===== Materials provided =====
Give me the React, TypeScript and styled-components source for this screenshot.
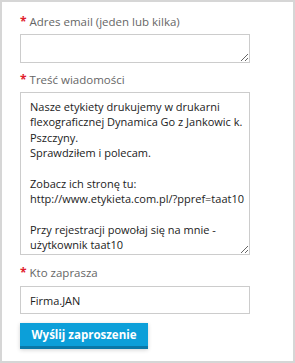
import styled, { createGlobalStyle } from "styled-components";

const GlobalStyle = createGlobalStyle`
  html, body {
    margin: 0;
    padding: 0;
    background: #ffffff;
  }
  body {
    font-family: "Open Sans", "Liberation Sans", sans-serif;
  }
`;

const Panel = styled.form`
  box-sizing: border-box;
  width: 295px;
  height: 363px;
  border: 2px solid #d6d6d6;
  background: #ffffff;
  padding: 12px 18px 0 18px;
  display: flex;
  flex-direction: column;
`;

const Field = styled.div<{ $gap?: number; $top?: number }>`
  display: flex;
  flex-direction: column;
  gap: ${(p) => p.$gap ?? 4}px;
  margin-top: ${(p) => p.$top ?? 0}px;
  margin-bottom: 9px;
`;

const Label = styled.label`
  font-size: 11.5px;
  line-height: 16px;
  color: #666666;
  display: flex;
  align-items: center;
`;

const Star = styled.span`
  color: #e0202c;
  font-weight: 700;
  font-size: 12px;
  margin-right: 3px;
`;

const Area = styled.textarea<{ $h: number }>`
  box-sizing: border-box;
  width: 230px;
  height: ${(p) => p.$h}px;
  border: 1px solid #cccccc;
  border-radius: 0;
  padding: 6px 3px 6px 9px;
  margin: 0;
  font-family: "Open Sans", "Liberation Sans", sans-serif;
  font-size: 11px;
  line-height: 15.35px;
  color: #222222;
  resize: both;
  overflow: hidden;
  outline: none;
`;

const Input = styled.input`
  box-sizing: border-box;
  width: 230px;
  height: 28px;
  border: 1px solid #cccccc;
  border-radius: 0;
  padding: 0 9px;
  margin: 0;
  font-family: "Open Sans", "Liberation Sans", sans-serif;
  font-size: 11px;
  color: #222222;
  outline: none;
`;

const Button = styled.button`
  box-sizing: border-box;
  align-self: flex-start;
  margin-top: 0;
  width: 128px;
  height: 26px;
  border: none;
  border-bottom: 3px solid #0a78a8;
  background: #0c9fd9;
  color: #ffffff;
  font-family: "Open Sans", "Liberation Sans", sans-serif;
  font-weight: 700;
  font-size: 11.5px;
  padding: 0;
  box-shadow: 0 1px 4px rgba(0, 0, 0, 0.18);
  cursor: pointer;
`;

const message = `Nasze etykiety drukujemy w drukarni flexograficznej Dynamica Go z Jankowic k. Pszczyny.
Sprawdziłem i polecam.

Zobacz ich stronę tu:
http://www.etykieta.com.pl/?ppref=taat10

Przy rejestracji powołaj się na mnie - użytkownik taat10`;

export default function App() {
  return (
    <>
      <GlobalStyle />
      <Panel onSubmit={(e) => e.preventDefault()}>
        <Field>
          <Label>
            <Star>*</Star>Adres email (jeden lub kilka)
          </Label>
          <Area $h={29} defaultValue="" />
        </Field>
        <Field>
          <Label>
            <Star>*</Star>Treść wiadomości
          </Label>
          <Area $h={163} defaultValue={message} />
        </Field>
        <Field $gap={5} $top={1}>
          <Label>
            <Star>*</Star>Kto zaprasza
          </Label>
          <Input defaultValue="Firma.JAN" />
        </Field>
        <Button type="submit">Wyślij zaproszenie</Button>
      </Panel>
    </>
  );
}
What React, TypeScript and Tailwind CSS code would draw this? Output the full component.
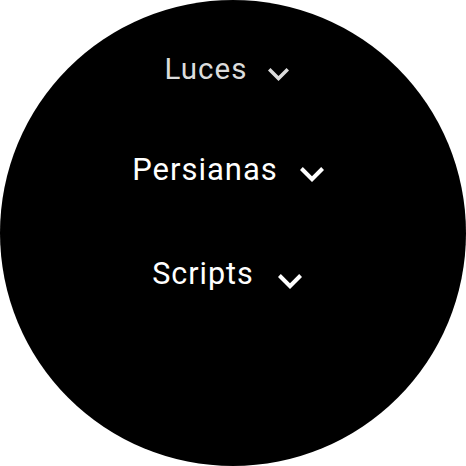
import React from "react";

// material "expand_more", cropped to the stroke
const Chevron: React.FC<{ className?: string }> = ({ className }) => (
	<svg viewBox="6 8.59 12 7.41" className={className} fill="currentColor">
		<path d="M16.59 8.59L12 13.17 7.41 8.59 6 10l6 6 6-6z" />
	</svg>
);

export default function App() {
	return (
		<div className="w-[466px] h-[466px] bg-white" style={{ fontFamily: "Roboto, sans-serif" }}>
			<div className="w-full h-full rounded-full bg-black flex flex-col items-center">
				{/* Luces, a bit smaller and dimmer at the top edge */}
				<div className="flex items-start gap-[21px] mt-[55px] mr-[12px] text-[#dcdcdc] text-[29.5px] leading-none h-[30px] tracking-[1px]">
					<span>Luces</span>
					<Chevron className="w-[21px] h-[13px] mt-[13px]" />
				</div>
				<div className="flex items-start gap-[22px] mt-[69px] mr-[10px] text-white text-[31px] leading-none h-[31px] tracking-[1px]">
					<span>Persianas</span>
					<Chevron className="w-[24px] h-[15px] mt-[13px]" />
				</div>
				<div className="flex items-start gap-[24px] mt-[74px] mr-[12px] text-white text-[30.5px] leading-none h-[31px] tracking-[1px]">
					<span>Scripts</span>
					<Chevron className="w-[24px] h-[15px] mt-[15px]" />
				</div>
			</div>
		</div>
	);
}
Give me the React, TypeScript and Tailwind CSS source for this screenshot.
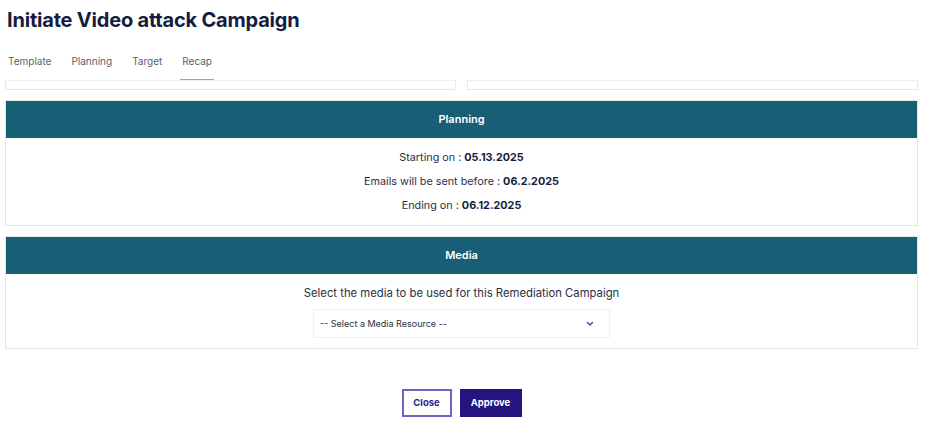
=====
- Written instruction:
Copy every record above exactly as written, but leave out the pictures.

- The result:
Give me the React, TypeScript and styled-components source for this screenshot.
import styled, { createGlobalStyle } from "styled-components";

const GlobalStyle = createGlobalStyle`
  html, body {
    margin: 0;
    padding: 0;
    background: #ffffff;
  }
  body {
    font-family: "Open Sans", "Liberation Sans", sans-serif;
  }
`;

const Panel = styled.form`
  box-sizing: border-box;
  width: 295px;
  height: 363px;
  border: 2px solid #d6d6d6;
  background: #ffffff;
  padding: 12px 18px 0 18px;
  display: flex;
  flex-direction: column;
`;

const Field = styled.div<{ $gap?: number; $top?: number }>`
  display: flex;
  flex-direction: column;
  gap: ${(p) => p.$gap ?? 4}px;
  margin-top: ${(p) => p.$top ?? 0}px;
  margin-bottom: 9px;
`;

const Label = styled.label`
  font-size: 11.5px;
  line-height: 16px;
  color: #666666;
  display: flex;
  align-items: center;
`;

const Star = styled.span`
  color: #e0202c;
  font-weight: 700;
  font-size: 12px;
  margin-right: 3px;
`;

const Area = styled.textarea<{ $h: number }>`
  box-sizing: border-box;
  width: 230px;
  height: ${(p) => p.$h}px;
  border: 1px solid #cccccc;
  border-radius: 0;
  padding: 6px 3px 6px 9px;
  margin: 0;
  font-family: "Open Sans", "Liberation Sans", sans-serif;
  font-size: 11px;
  line-height: 15.35px;
  color: #222222;
  resize: both;
  overflow: hidden;
  outline: none;
`;

const Input = styled.input`
  box-sizing: border-box;
  width: 230px;
  height: 28px;
  border: 1px solid #cccccc;
  border-radius: 0;
  padding: 0 9px;
  margin: 0;
  font-family: "Open Sans", "Liberation Sans", sans-serif;
  font-size: 11px;
  color: #222222;
  outline: none;
`;

const Button = styled.button`
  box-sizing: border-box;
  align-self: flex-start;
  margin-top: 0;
  width: 128px;
  height: 26px;
  border: none;
  border-bottom: 3px solid #0a78a8;
  background: #0c9fd9;
  color: #ffffff;
  font-family: "Open Sans", "Liberation Sans", sans-serif;
  font-weight: 700;
  font-size: 11.5px;
  padding: 0;
  box-shadow: 0 1px 4px rgba(0, 0, 0, 0.18);
  cursor: pointer;
`;

const message = `Nasze etykiety drukujemy w drukarni flexograficznej Dynamica Go z Jankowic k. Pszczyny.
Sprawdziłem i polecam.

Zobacz ich stronę tu:
http://www.etykieta.com.pl/?ppref=taat10

Przy rejestracji powołaj się na mnie - użytkownik taat10`;

export default function App() {
  return (
    <>
      <GlobalStyle />
      <Panel onSubmit={(e) => e.preventDefault()}>
        <Field>
          <Label>
            <Star>*</Star>Adres email (jeden lub kilka)
          </Label>
          <Area $h={29} defaultValue="" />
        </Field>
        <Field>
          <Label>
            <Star>*</Star>Treść wiadomości
          </Label>
          <Area $h={163} defaultValue={message} />
        </Field>
        <Field $gap={5} $top={1}>
          <Label>
            <Star>*</Star>Kto zaprasza
          </Label>
          <Input defaultValue="Firma.JAN" />
        </Field>
        <Button type="submit">Wyślij zaproszenie</Button>
      </Panel>
    </>
  );
}
What React, TypeScript and Tailwind CSS code would draw this? Output the full component.
import React from "react";

// material "expand_more", cropped to the stroke
const Chevron: React.FC<{ className?: string }> = ({ className }) => (
	<svg viewBox="6 8.59 12 7.41" className={className} fill="currentColor">
		<path d="M16.59 8.59L12 13.17 7.41 8.59 6 10l6 6 6-6z" />
	</svg>
);

export default function App() {
	return (
		<div className="w-[466px] h-[466px] bg-white" style={{ fontFamily: "Roboto, sans-serif" }}>
			<div className="w-full h-full rounded-full bg-black flex flex-col items-center">
				{/* Luces, a bit smaller and dimmer at the top edge */}
				<div className="flex items-start gap-[21px] mt-[55px] mr-[12px] text-[#dcdcdc] text-[29.5px] leading-none h-[30px] tracking-[1px]">
					<span>Luces</span>
					<Chevron className="w-[21px] h-[13px] mt-[13px]" />
				</div>
				<div className="flex items-start gap-[22px] mt-[69px] mr-[10px] text-white text-[31px] leading-none h-[31px] tracking-[1px]">
					<span>Persianas</span>
					<Chevron className="w-[24px] h-[15px] mt-[13px]" />
				</div>
				<div className="flex items-start gap-[24px] mt-[74px] mr-[12px] text-white text-[30.5px] leading-none h-[31px] tracking-[1px]">
					<span>Scripts</span>
					<Chevron className="w-[24px] h-[15px] mt-[15px]" />
				</div>
			</div>
		</div>
	);
}
Give me the React, TypeScript and Tailwind CSS source for this screenshot.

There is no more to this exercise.